Le 23 septembre 1846
Ce jour-là, à l’observatoire de Berlin, l’astronome Johann Galle reçoit une lettre. Elle vient de Paris. Elle contient les calculs d’un certain Le Verrier. À l’aide d’un télescope pointé dans la direction indiquée, Galle observe le ciel. En moins d’une heure, il voit… une planète. À quelques degrés près, exactement là où l’avait prévu Le Verrier.
La planète Neptune venait d’être observée pour la première fois par l’œil humain. Mais elle avait été « vue » avant d’être vue. Vue par la pensée. Vue par la mathématique. L’exploit était sans précédent. Il reste à ce jour l’un des plus beaux triomphes de la physique théorique.
C’est une victoire éclatante pour Le Verrier. Une reconnaissance internationale. L’Europe scientifique est stupéfaite. Et l’honneur revient à la France.
Un tempérament de fer
Le Verrier aurait pu s’en contenter. Mais il n’était pas homme à se reposer sur un laurier, fût-il interplanétaire. Peu après, il est nommé directeur de l’Observatoire de Paris, où il impose une discipline rigoureuse. On le dit autoritaire, intransigeant. Il ne plaisante pas avec la rigueur. Certains collaborateurs le craignent, d’autres l’admirent.
Il se lance dans un vaste travail de cartographie céleste, réorganise les observations météorologiques, affine les calculs d’éphémérides. Il veut que l’observatoire soit un temple de précision. Et il y parvient. Grâce à lui, la France devient l’un des centres névralgiques de l’astronomie mondiale.
Mais son caractère tranché lui vaut aussi des ennemis. Il est brièvement écarté de la direction de l’Observatoire. Il y revient plus tard, sans jamais changer de cap ni de méthode.
La planète fantôme
Fort de son succès avec Neptune, Le Verrier décide de s’attaquer à une autre énigme : celle du périhélie de Mercure. Là encore, les observations ne collent pas aux prévisions newtoniennes. Il en déduit l’existence d’une autre planète, encore plus proche du Soleil, qu’il baptise « Vulcain ».

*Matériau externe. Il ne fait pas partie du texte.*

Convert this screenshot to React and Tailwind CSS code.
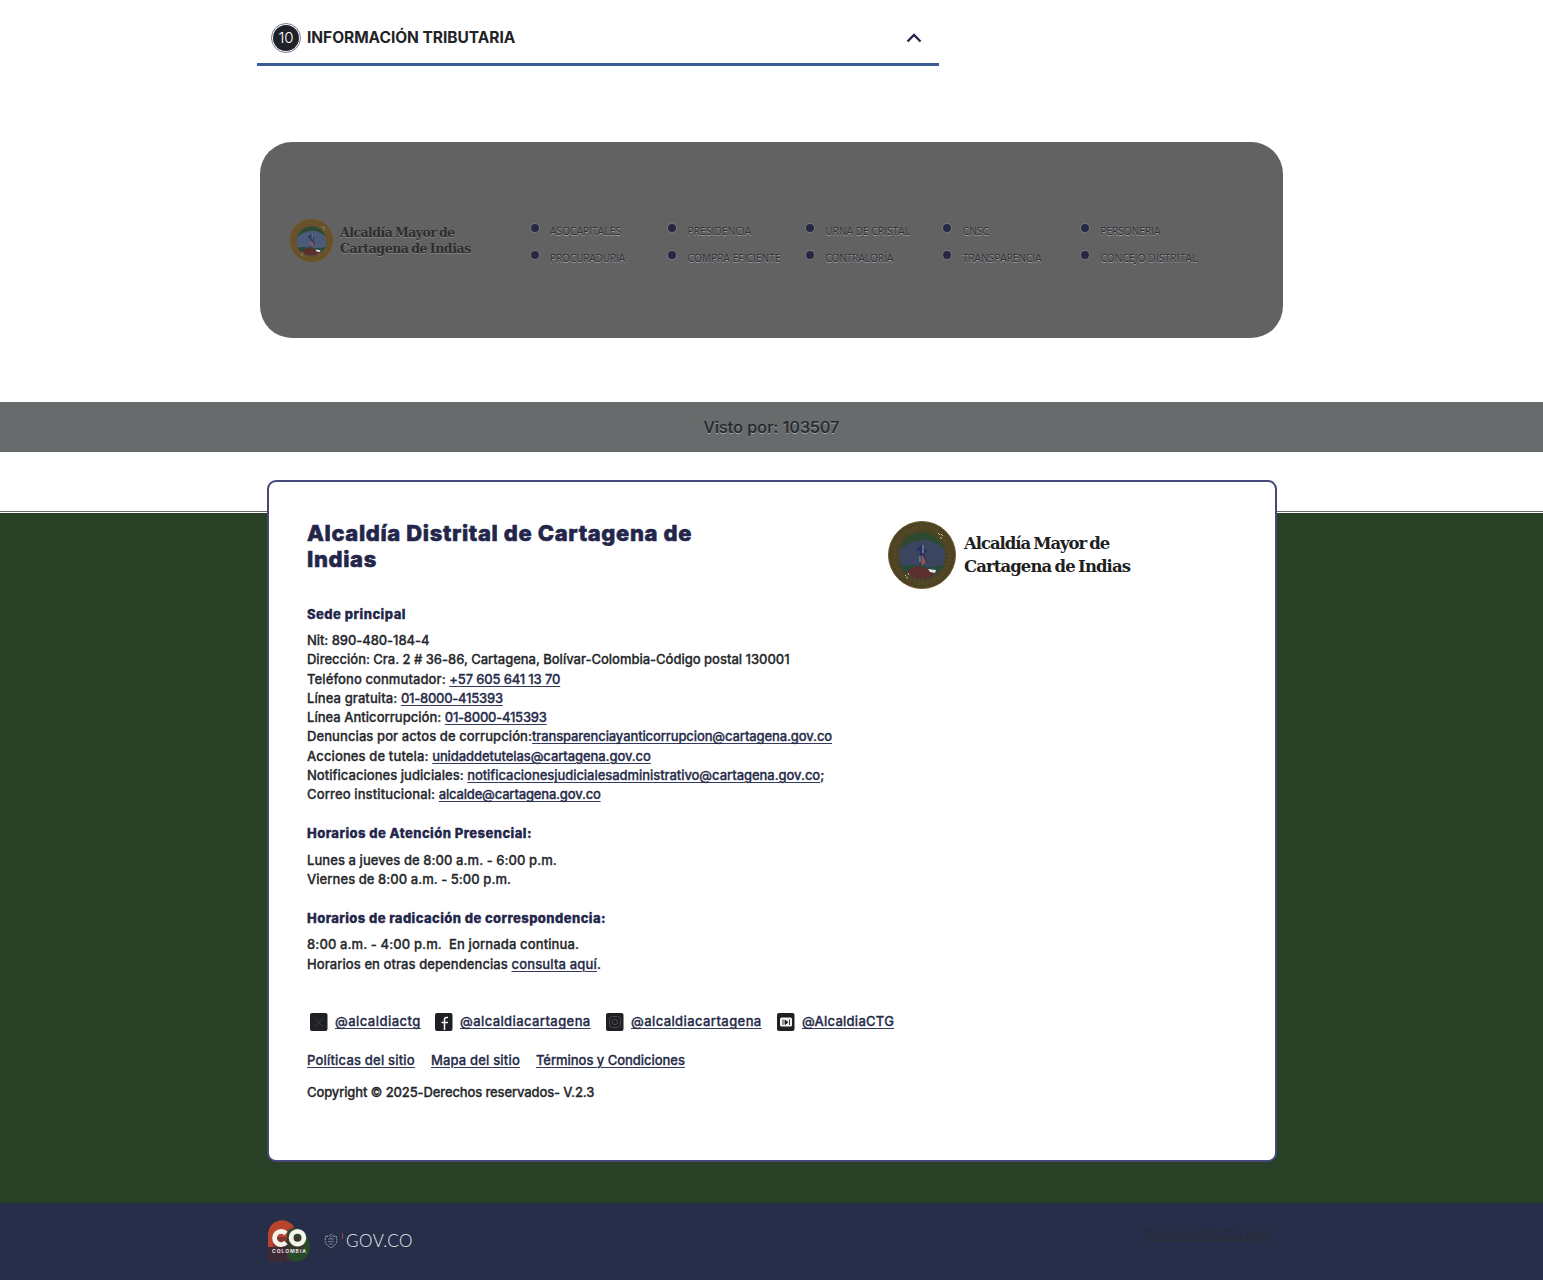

Des astronomes disent avoir entrevu quelque chose. Mais aucune preuve définitive n’est apportée. L’affaire reste floue. Et l’histoire finira par montrer que Vulcain n’existe pas. Ce que Le Verrier avait interprété comme l’influence d’une planète invisible était en réalité une conséquence de la relativité générale, formulée des décennies plus tard par Einstein.
Ce n’était donc pas une erreur, mais une limite de la théorie de Newton. Le Verrier avait simplement été trop en avance. Trop proche de la vérité… sans pouvoir la nommer.
Un legs d’étoiles
Urbain Le Verrier s’éteint à Paris en 1877. Il laisse derrière lui un héritage immense. Celui d’un homme qui a démontré que l’esprit humain pouvait repousser les frontières du visible. Qu’une feuille de papier et une plume, maniées avec rigueur et intelligence, pouvaient conquérir l’univers.
Son nom est aujourd’hui gravé sur la tour Eiffel, parmi ceux des plus grands savants français. Il figure également sur la Lune : un cratère porte son nom. Et bien sûr, dans les manuels, les musées, les laboratoires d’astrophysique.
Mais dans l’imaginaire collectif, il demeure parfois dans l’ombre. Moins célèbre que ses pairs anglo-saxons. Moins populaire que Galilée ou Einstein. Pourtant, ce qu’il a accompli reste un modèle d’élégance intellectuelle.
Une leçon pour notre temps
Le Verrier nous enseigne autre chose que l’astronomie. Il nous rappelle la puissance de la patience, la beauté de l’abstraction, la noblesse du doute. Dans une époque où l’on cherche souvent à aller vite, à voir tout de suite, il nous invite à penser longuement, à regarder plus loin.
Il nous prouve que l’univers est un langage, que les étoiles obéissent à des lois, et que l’intelligence humaine peut les traduire, les anticiper, les révéler.
En redécouvrant Le Verrier, nous redécouvrons une autre façon de rêver. Une manière sobre, rigoureuse, mais profondément émouvante de contempler le ciel.